───── Dataset section ─────
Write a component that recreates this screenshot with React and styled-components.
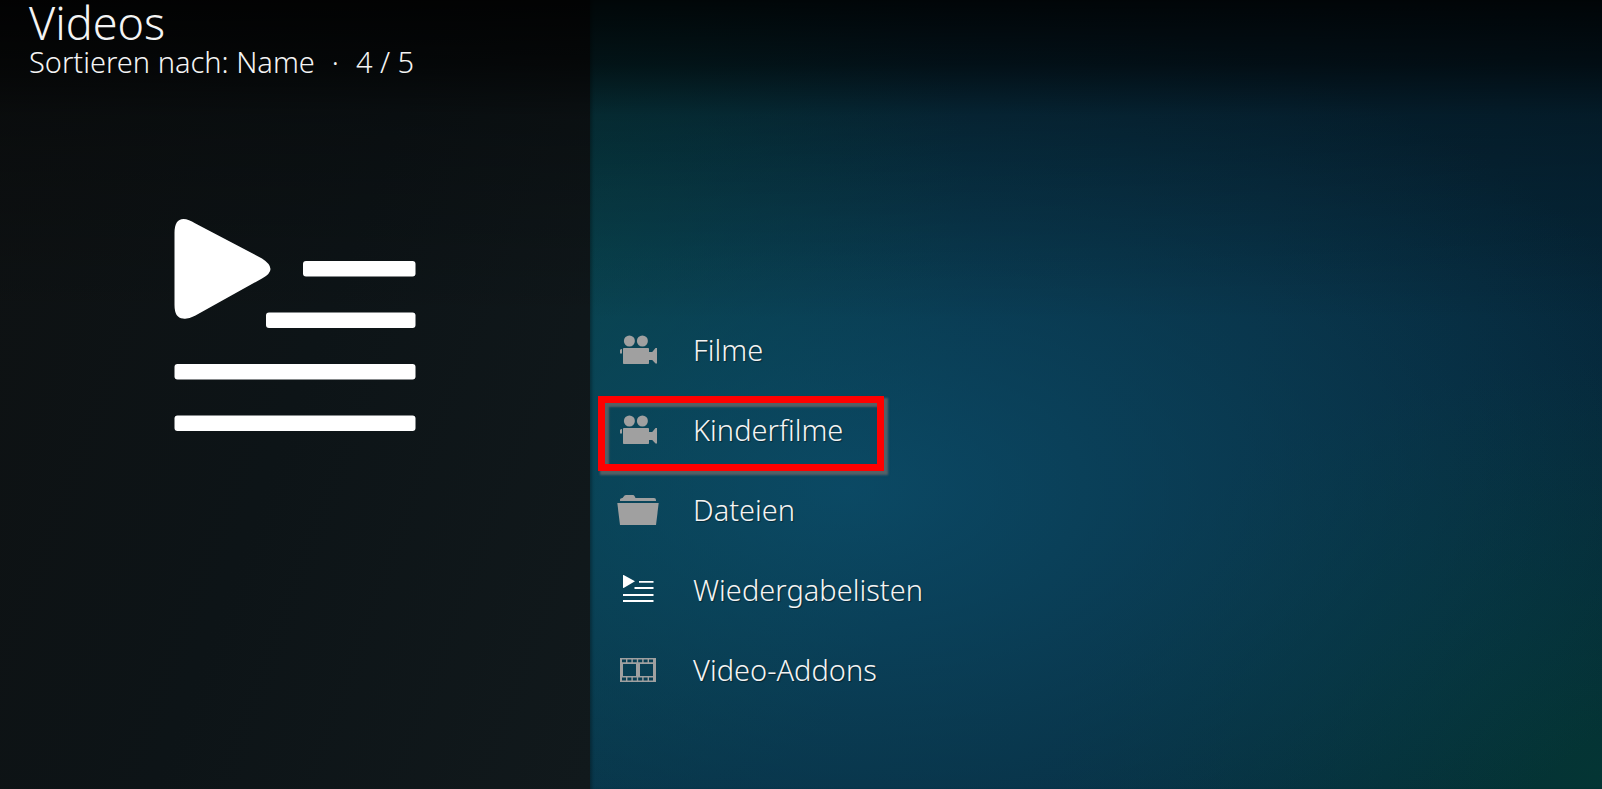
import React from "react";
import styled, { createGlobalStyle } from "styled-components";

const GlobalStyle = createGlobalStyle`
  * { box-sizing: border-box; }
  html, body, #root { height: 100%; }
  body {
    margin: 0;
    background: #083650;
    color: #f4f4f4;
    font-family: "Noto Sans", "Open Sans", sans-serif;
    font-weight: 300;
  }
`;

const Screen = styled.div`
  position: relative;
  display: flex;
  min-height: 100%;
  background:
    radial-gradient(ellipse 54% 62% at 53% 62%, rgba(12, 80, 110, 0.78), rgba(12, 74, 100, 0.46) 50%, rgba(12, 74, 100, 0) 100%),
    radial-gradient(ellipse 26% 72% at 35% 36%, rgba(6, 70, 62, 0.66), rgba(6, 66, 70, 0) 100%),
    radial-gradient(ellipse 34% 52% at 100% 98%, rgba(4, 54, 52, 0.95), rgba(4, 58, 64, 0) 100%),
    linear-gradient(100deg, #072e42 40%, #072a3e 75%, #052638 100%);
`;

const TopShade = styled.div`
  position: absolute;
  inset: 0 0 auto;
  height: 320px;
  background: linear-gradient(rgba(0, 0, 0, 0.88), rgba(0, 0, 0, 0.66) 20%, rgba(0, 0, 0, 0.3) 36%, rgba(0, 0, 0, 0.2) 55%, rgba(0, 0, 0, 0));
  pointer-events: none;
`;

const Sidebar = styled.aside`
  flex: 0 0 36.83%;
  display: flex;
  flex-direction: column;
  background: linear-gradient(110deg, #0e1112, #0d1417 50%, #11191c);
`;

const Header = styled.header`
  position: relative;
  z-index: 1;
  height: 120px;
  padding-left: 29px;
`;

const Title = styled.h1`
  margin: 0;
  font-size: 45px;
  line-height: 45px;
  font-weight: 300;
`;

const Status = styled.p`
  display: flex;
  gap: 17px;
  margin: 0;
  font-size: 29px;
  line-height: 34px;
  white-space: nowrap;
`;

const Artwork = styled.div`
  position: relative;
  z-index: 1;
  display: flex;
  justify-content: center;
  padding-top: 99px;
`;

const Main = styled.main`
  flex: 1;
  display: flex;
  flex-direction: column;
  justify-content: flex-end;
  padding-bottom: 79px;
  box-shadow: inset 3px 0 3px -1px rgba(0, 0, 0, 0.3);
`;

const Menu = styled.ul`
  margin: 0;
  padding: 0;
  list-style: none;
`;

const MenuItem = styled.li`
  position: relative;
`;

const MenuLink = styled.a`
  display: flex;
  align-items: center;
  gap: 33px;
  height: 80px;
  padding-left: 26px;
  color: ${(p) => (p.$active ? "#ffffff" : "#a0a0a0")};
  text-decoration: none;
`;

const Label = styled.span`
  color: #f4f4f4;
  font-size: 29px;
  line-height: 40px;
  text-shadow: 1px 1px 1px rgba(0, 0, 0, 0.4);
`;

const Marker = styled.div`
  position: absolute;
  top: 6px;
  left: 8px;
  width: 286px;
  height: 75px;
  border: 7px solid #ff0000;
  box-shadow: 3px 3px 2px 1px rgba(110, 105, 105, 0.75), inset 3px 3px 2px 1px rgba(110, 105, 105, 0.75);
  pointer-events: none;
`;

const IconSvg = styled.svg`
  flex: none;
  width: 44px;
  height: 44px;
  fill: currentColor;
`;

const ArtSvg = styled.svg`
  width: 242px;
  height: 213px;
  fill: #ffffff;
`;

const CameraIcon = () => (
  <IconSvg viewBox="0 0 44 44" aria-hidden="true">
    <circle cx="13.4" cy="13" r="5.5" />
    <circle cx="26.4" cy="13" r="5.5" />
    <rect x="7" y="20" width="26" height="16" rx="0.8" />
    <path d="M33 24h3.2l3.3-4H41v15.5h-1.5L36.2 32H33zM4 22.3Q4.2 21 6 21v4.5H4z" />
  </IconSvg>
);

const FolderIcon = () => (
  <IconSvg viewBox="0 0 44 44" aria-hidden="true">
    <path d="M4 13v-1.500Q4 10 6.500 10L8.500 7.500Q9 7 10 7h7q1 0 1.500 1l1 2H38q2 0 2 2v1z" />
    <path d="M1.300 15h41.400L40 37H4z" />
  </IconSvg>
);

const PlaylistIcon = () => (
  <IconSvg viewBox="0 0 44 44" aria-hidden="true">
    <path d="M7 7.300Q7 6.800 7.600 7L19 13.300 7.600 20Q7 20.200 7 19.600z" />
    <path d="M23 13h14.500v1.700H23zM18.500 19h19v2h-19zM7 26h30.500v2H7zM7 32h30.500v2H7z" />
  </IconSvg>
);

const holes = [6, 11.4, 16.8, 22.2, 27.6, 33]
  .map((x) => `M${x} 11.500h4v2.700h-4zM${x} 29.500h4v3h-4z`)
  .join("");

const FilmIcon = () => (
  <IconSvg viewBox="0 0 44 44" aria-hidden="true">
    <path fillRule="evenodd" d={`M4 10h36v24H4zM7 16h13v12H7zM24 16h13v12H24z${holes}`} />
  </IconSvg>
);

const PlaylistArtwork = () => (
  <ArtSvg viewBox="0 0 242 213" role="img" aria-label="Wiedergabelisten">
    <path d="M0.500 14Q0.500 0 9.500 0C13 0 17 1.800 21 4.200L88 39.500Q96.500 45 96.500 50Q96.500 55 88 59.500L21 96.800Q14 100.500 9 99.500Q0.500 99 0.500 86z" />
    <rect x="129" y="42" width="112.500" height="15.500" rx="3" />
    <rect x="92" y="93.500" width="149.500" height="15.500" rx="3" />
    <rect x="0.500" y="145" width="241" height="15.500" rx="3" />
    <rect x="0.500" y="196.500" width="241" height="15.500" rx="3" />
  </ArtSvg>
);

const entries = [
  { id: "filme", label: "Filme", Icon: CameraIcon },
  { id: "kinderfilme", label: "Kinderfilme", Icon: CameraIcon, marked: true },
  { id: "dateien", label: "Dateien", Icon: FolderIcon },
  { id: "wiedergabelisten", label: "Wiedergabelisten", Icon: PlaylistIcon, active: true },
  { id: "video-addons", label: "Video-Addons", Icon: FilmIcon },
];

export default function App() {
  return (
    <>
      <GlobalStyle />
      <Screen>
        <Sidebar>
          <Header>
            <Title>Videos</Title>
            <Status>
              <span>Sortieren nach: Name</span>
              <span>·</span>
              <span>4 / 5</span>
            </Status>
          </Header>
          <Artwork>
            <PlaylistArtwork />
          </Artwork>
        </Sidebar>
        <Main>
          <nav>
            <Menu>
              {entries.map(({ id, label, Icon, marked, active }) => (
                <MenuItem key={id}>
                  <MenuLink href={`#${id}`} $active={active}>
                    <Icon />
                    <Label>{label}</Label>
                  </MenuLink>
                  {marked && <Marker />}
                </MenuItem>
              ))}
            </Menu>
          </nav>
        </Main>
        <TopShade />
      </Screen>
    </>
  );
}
─────
• [What you should do] Pull out all lines from the listing that contain the string "React".

• [Final answer]
Write a component that recreates this screenshot with React and styled-components.
import React from "react";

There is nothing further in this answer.